In any case, it depends. OP nicely guarded himself by writing “overusing”, so at that point his pro-tip is just a tautology and we are in agreement: not every use of DISTINCT is an immediate smell.

Sesse__ · 2025-10-18T16:39:00 1760805540

What do you mean? Here are your real alternatives for doing a semijoin (assuming ANSI SQL, no vendor extensions):

  SELECT * FROM t1 WHERE EXISTS ( SELECT * FROM t2 WHERE t2.x = t1.x );
  SELECT * FROM t1 WHERE x IN ( SELECT x FROM t2 );
  SELECT * FROM t1 JOIN ( SELECT DISTINCT x FROM t2 ) s1 USING (x);

Now tell me which one of these is the less verbose semijoin?
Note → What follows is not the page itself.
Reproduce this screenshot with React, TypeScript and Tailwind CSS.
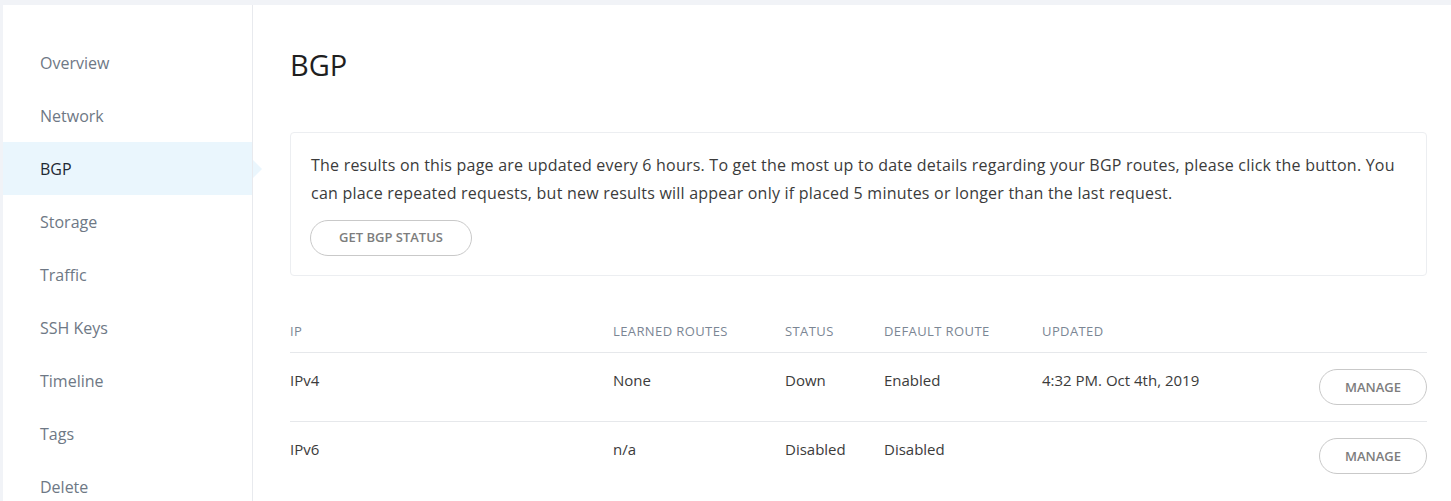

You could argue that you could fake a semijoin using

  SELECT DISTINCT * FROM t1 JOIN t2 USING (x);

or

  SELECT * FROM t1 JOIN t2 USING (x) GROUP BY t1.*;

but it doesn't give the same result if t1 has duplicate rows, or if there is more than one t2 matching t1. (You can try to fudge it by replacing * with something else, in which case the problem just moves around, since “duplicate rows” will mean something else.)

wvbdmp · 2025-10-18T17:34:53 1760808893

No, sorry, you’re certainly correct, I just meant that any subqueries are generally crazy verbose. And then you usually want additional Where clauses or even Joins in there, and it starts to stop looking like a Where clause, so I’m often happy when I can push that logic into From.

Sesse__ · 2025-10-18T17:38:04 1760809084

Yes, I would certainly prefer if you could write

SELECT * FROM t1 SEMIJOIN t2 USING (x);

although it creates some extra problems for the join optimizer.

Little_Kitty · 2025-10-18T20:04:26 1760817866

It's great being able to use an any join (and the counterpart anti join) in Clickhouse to deal with these operations.